The end of the war for talent?

It is the best of times to be an accountant — but it is the absolute worst of times to try to hire an accountant.

General unemployment in the United States is below 5 percent, and unemployment in accounting is around half that. At the same time, demand for people with the aptitudes and skills that make good accountants is rising faster than the supply, giving potential members of the profession more options than they’ve ever had. The result has seen salaries rising, accounting firms of all sizes struggling to fill open positions, firm leaders routinely reporting recruiting and retention among their top concerns, and the profession as a whole engaged in a decade-long “war for talent.”

That’s the bad news.

The good news is that the war may soon start to cool down and, if not return to the status quo antebellum, at least achieve a sort of armed neutrality. The factors behind this are just as complex as the ones that gave rise to the staffing struggles in the first place:

  • Automating and outsourcing. Technology and expanded capabilities for sending work abroad are beginning to blunt some of the need for inexperienced staff, as much of the grunt work done by accountants just out of college is handled elsewhere. This is creating the “diamond-shaped firms” of the future, which have much smaller entry-level cohorts. (They will need to fill much larger cohorts of experienced staff, but we’ll deal with that later.)
  • Leveraging technology more broadly. Automation is leading to entry-level efficiencies, but when combined with artificial intelligence, the move to the cloud, better integration of systems and data sources, and a host of service-specific software solutions (from data analytics capabilities to brand-new tools for auditing), it will take fewer accountants to do ever-more, and ever-more complex and valuable, work.
  • Embracing remote work. As more and more firms are willing to hire, accommodate and manage remote workers, they are vastly expanding their pool of potential job candidates, and creating a much more efficient job market for the profession.
  • Becoming workplaces of choice. As battle-hardened veterans of the war for talent, accounting firms have learned what it takes to recruit and retain top talent. By adopting a host of best practices, from mentoring and dress-for-your-day policies to empowering accountants earlier and earlier in their careers, the profession is steadily closing the gap with some of its main competitors for employees, including finance and the tech world.
  • Recruiting non-accountants. Not every job at an accounting firm needs to be performed by an accountant; not every leadership role needs to be filled by a partner. More and more firms are opening up to the possibilities inherent in hiring non-CPA experts for a wide range of positions, and thus accessing whole new realms of talent.

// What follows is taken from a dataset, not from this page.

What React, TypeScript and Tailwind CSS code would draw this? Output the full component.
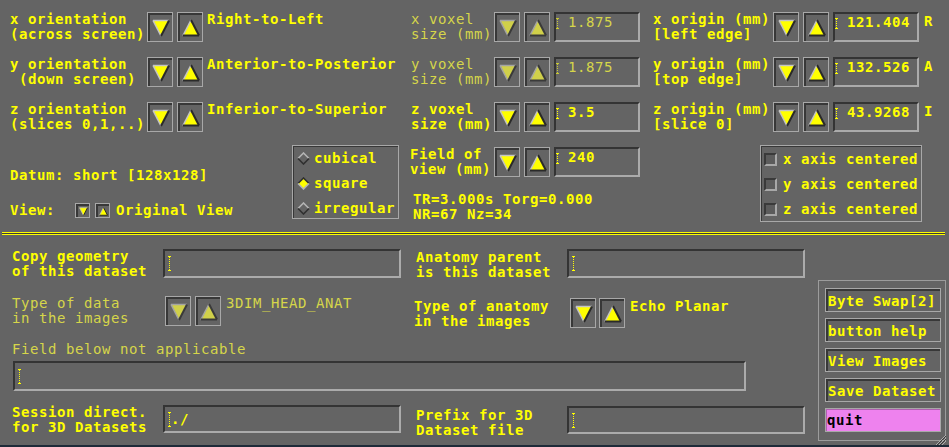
import React from "react";

const YEL = "#ffff00";
const DIM = "font-normal text-[#d6d64a]";

function Tri({ dir, dim = false, size = 18 }: { dir: "up" | "down"; dim?: boolean; size?: number }) {
  const fill = dim ? "#d0d04a" : YEL;
  const light = dim ? "#a4a4a4" : "#c4c4c4";
  const dark = dim ? "#3a3a3a" : "#2a2a2a";
  return (
    <svg width={size} height={size} viewBox="0 0 18 18" className="block">
      {dir === "down" ? (
        <>
          <polygon points="1,1.5 17,1.5 9,17" fill={fill} />
          <line x1="1" y1="1.5" x2="17" y2="1.5" stroke={light} strokeWidth="1.5" />
          <line x1="1" y1="1.5" x2="9" y2="17" stroke={light} strokeWidth="1.5" />
          <line x1="17" y1="1.5" x2="9" y2="17" stroke={dark} strokeWidth="2" />
        </>
      ) : (
        <>
          <polygon points="9,1 17,16.5 1,16.5" fill={fill} />
          <line x1="9" y1="1" x2="1" y2="16.5" stroke={light} strokeWidth="1.5" />
          <line x1="9" y1="1" x2="17" y2="16.5" stroke={dark} strokeWidth="2" />
          <line x1="1" y1="16.5" x2="17" y2="16.5" stroke={dark} strokeWidth="2" />
        </>
      )}
    </svg>
  );
}

function ArrowBtn({ dir, dim = false, small = false }: { dir: "up" | "down"; dim?: boolean; small?: boolean }) {
  return (
    <div
      className={`${small ? "w-[15px] h-[15px]" : "w-[26px] h-[30px]"} shrink-0 border border-[#a8a8a8] bg-[#646464]`}
    >
      <div className="w-full h-full border-t-2 border-l-2 border-[#383838] flex items-center justify-center">
        <Tri dir={dir} dim={dim} size={small ? 9 : 18} />
      </div>
    </div>
  );
}

function Cursor({ h = 11, dim = false }: { h?: number; dim?: boolean }) {
  const c = dim ? "#c8c832" : YEL;
  return (
    <svg width="3" height={h} viewBox={`0 0 3 ${h}`} className="block shrink-0">
      <line x1="0" y1="0.5" x2="3" y2="0.5" stroke={c} strokeWidth="1" />
      <line x1="1.5" y1="1" x2="1.5" y2={h - 1} stroke={c} strokeWidth="1" strokeDasharray="1 1" />
      <line x1="0" y1={h - 0.5} x2="3" y2={h - 0.5} stroke={c} strokeWidth="1" />
    </svg>
  );
}

function NumField({ text, dim = false, w = "w-[86px]" }: { text: string; dim?: boolean; w?: string }) {
  return (
    <div
      className={`${w} h-[30px] shrink-0 border-2 border-t-[#343434] border-l-[#343434] border-b-[#ababab] border-r-[#ababab] flex items-start pt-[1px]`}
    >
      <div className="mt-[3px]">
        <Cursor h={11} dim={dim} />
      </div>
      <span className={`ml-[9px] whitespace-pre ${dim ? DIM : ""}`}>{text}</span>
    </div>
  );
}

function TextField({ text = "", w, h = "h-[29px]" }: { text?: string; w: string; h?: string }) {
  return (
    <div
      className={`${w} ${h} shrink-0 border-2 border-t-[#343434] border-l-[#343434] border-b-[#ababab] border-r-[#ababab] flex items-center pl-[3px]`}
    >
      <Cursor h={15} />
      <span className="whitespace-pre">{text}</span>
    </div>
  );
}

function TopRow(p: {
  a1: string;
  a2: string;
  val: string;
  b1: string;
  b2: string;
  bDim: boolean;
  bVal: string;
  c1: string;
  c2: string;
  cVal: string;
  letter: string;
}) {
  return (
    <div className="h-[45px] shrink-0 flex items-start">
      <div className="ml-[10px] w-[137px] whitespace-pre">
        {p.a1}
        <br />
        {p.a2}
      </div>
      <div className="flex gap-[4px]">
        <ArrowBtn dir="down" />
        <ArrowBtn dir="up" />
      </div>
      <div className="ml-[4px] w-[204px] whitespace-pre">{p.val}</div>
      <div className={`w-[83px] whitespace-pre ${p.bDim ? DIM : ""}`}>
        {p.b1}
        <br />
        {p.b2}
      </div>
      <div className="flex gap-[4px]">
        <ArrowBtn dir="down" dim={p.bDim} />
        <ArrowBtn dir="up" dim={p.bDim} />
      </div>
      <div className="ml-[4px]">
        <NumField text={p.bVal} dim={p.bDim} />
      </div>
      <div className="ml-[13px] w-[120px] whitespace-pre">
        {p.c1}
        <br />
        {p.c2}
      </div>
      <div className="flex gap-[4px]">
        <ArrowBtn dir="down" />
        <ArrowBtn dir="up" />
      </div>
      <div className="ml-[4px]">
        <NumField text={p.cVal} />
      </div>
      <div className="ml-[5px] pt-[2px]">{p.letter}</div>
    </div>
  );
}

function Diamond({ on }: { on: boolean }) {
  const tl = on ? "#303030" : "#b4b4b4";
  const br = on ? "#b4b4b4" : "#303030";
  return (
    <svg width="13" height="13" viewBox="0 0 13 13" className="block shrink-0">
      <polygon points="6.5,1 12,6.5 6.5,12 1,6.5" fill={on ? YEL : "#646464"} />
      <polyline points="1,6.5 6.5,1 12,6.5" fill="none" stroke={tl} strokeWidth="1.6" />
      <polyline points="1,6.5 6.5,12 12,6.5" fill="none" stroke={br} strokeWidth="1.6" />
    </svg>
  );
}

function CheckBox() {
  return (
    <div className="w-[13px] h-[13px] shrink-0 border-2 border-t-[#3a3a3a] border-l-[#3a3a3a] border-b-[#a8a8a8] border-r-[#a8a8a8] bg-[#5c5c5c]" />
  );
}

function PanelBtn({ label, quit = false }: { label: string; quit?: boolean }) {
  return (
    <div className={`w-[116px] h-[24px] shrink-0 border border-[#a8a8a8] ${quit ? "bg-[#ee82ee]" : ""}`}>
      <div
        className={`w-full h-full flex items-center whitespace-pre ${
          quit ? "text-black border-t border-l border-[#b060b0]" : "border-t-2 border-l-2 border-[#383838]"
        }`}
      >
        {label}
      </div>
    </div>
  );
}

export default function App() {
  return (
    <div className="relative w-[949px] h-[447px] overflow-hidden bg-[#646464] text-[#ffff00] font-[family-name:'DejaVu_Sans_Mono','Liberation_Mono',monospace] font-bold text-[14px] tracking-[0.57px] leading-[15px]">
      {/* top rows */}
      <div className="h-[145px] pt-[12px] flex flex-col">
        <TopRow
          a1="x orientation"
          a2="(across screen)"
          val="Right-to-Left"
          b1="x voxel"
          b2="size (mm)"
          bDim
          bVal="1.875"
          c1="x origin (mm)"
          c2="[left edge]"
          cVal="121.404"
          letter="R"
        />
        <TopRow
          a1="y orientation"
          a2=" (down screen)"
          val="Anterior-to-Posterior"
          b1="y voxel"
          b2="size (mm)"
          bDim
          bVal="1.875"
          c1="y origin (mm)"
          c2="[top edge]"
          cVal="132.526"
          letter="A"
        />
        <TopRow
          a1="z orientation"
          a2="(slices 0,1,..)"
          val="Inferior-to-Superior"
          b1="z voxel"
          b2="size (mm)"
          bDim={false}
          bVal="3.5"
          c1="z origin (mm)"
          c2="[slice 0]"
          cVal="43.9268"
          letter="I"
        />
      </div>

      {/* middle */}
      <div className="h-[87px] flex items-start">
        <div className="w-[292px] shrink-0 pl-[10px] pt-[23px] flex flex-col">
          <div className="whitespace-pre">Datum: short [128x128]</div>
          <div className="mt-[20px] flex items-center h-[15px]">
            <span className="w-[65px] shrink-0">View:</span>
            <ArrowBtn small dir="down" />
            <div className="w-[5px]" />
            <ArrowBtn small dir="up" />
            <span className="ml-[6px] whitespace-pre">Original View</span>
          </div>
        </div>
        <div className="w-[107px] h-[74px] shrink-0 border border-[#a8a8a8]">
          <div className="w-full h-full border-t border-l border-[#383838] flex flex-col pt-[4px] pl-[3px] gap-[10px]">
            <div className="h-[15px] flex items-center gap-[4px]">
              <Diamond on={false} />
              <span>cubical</span>
            </div>
            <div className="h-[15px] flex items-center gap-[4px]">
              <Diamond on />
              <span>square</span>
            </div>
            <div className="h-[15px] flex items-center gap-[4px]">
              <Diamond on={false} />
              <span>irregular</span>
            </div>
          </div>
        </div>
        <div className="ml-[11px] mt-[2px] flex flex-col">
          <div className="flex items-start">
            <div className="w-[84px] whitespace-pre">
              Field of
              <br />
              view (mm)
            </div>
            <div className="flex gap-[4px]">
              <ArrowBtn dir="down" />
              <ArrowBtn dir="up" />
            </div>
            <div className="ml-[4px]">
              <NumField text="240" />
            </div>
          </div>
          <div className="mt-[15px] ml-[3px] whitespace-pre">
            TR=3.000s Torg=0.000
            <br />
            NR=67 Nz=34
          </div>
        </div>
        <div className="ml-[120px] w-[162px] h-[77px] shrink-0 border border-[#a8a8a8]">
          <div className="w-full h-full border-t border-l border-[#383838] flex flex-col pt-[5px] pl-[2px] gap-[10px]">
            {["x axis centered", "y axis centered", "z axis centered"].map((t) => (
              <div key={t} className="h-[15px] flex items-center gap-[6px]">
                <CheckBox />
                <span className="whitespace-pre">{t}</span>
              </div>
            ))}
          </div>
        </div>
      </div>

      {/* separator */}
      <div className="h-[5px] ml-[2px] w-[943px] flex flex-col">
        <div className="h-[1px] bg-[#ffff00]" />
        <div className="h-[1px] bg-[#3c3c3c]" />
        <div className="h-[1px] bg-[#ffff00]" />
      </div>

      {/* lower */}
      <div className="h-[208px] flex items-start">
        <div className="w-[812px] shrink-0 flex flex-col">
          <div className="mt-[12px] flex items-start">
            <div className="ml-[12px] w-[151px] whitespace-pre">
              Copy geometry
              <br />
              of this dataset
            </div>
            <TextField w="w-[238px]" />
            <div className="ml-[15px] w-[151px] whitespace-pre mt-[1px]">
              Anatomy parent
              <br />
              is this dataset
            </div>
            <TextField w="w-[238px]" />
          </div>
          <div className="mt-[16px] flex items-start h-[30px]">
            <div className={`ml-[12px] w-[153px] whitespace-pre ${DIM}`}>
              Type of data
              <br />
              in the images
            </div>
            <div className="flex gap-[4px]">
              <ArrowBtn dir="down" dim />
              <ArrowBtn dir="up" dim />
            </div>
            <div className={`ml-[5px] w-[188px] whitespace-pre ${DIM}`}>3DIM_HEAD_ANAT</div>
            <div className="mt-[2px] flex items-start">
              <div className="w-[156px] whitespace-pre pt-[1px]">
                Type of anatomy
                <br />
                in the images
              </div>
              <div className="flex gap-[3px]">
                <ArrowBtn dir="down" />
                <ArrowBtn dir="up" />
              </div>
              <div className="ml-[5px] whitespace-pre pt-[1px]">Echo Planar</div>
            </div>
          </div>
          <div className={`mt-[16px] ml-[12px] whitespace-pre ${DIM}`}>Field below not applicable</div>
          <div className="mt-[4px] ml-[13px]">
            <TextField w="w-[733px]" h="h-[30px]" />
          </div>
          <div className="mt-[14px] flex items-start">
            <div className="ml-[12px] w-[151px] whitespace-pre">
              Session direct.
              <br />
              for 3D Datasets
            </div>
            <TextField w="w-[238px]" h="h-[28px]" text="./" />
            <div className="ml-[15px] w-[151px] whitespace-pre mt-[3px]">
              Prefix for 3D
              <br />
              Dataset file
            </div>
            <div className="mt-[1px]">
              <TextField w="w-[238px]" h="h-[28px]" />
            </div>
          </div>
        </div>
        <div className="ml-[6px] mt-[43px] w-[128px] h-[161px] shrink-0 border border-[#9c9c9c] flex flex-col pt-[7px] pl-[6px] gap-[6px]">
          <PanelBtn label="Byte Swap[2]" />
          <PanelBtn label="button help" />
          <PanelBtn label="View Images" />
          <PanelBtn label="Save Dataset" />
          <PanelBtn label="quit" quit />
        </div>
      </div>

      {/* bottom edge */}
      <div className="h-[2px] bg-[#1e2a38]" />

      {/* resize grip */}
      <svg width="12" height="10" viewBox="0 0 12 10" className="absolute right-[3px] bottom-[2px]">
        <line x1="2" y1="10" x2="12" y2="0" stroke="#b0b0b0" strokeWidth="1" />
        <line x1="5" y1="10" x2="12" y2="3" stroke="#b0b0b0" strokeWidth="1" />
        <line x1="8" y1="10" x2="12" y2="6" stroke="#b0b0b0" strokeWidth="1" />
        <line x1="3" y1="10" x2="12" y2="1" stroke="#3a3a3a" strokeWidth="1" />
        <line x1="6" y1="10" x2="12" y2="4" stroke="#3a3a3a" strokeWidth="1" />
      </svg>
    </div>
  );
}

To be sure, these trends won’t return the profession to a bygone age where a flood of eager young graduates filled every position, and firms could happily whittle them down to a partner class. Recruiting and retention will remain critical functions, and the war for talent will go on (though hopefully not in its all-too-frequent Freudian formation of “the war on talent”), but we can at least hope that, going forward, it will be more cold than hot.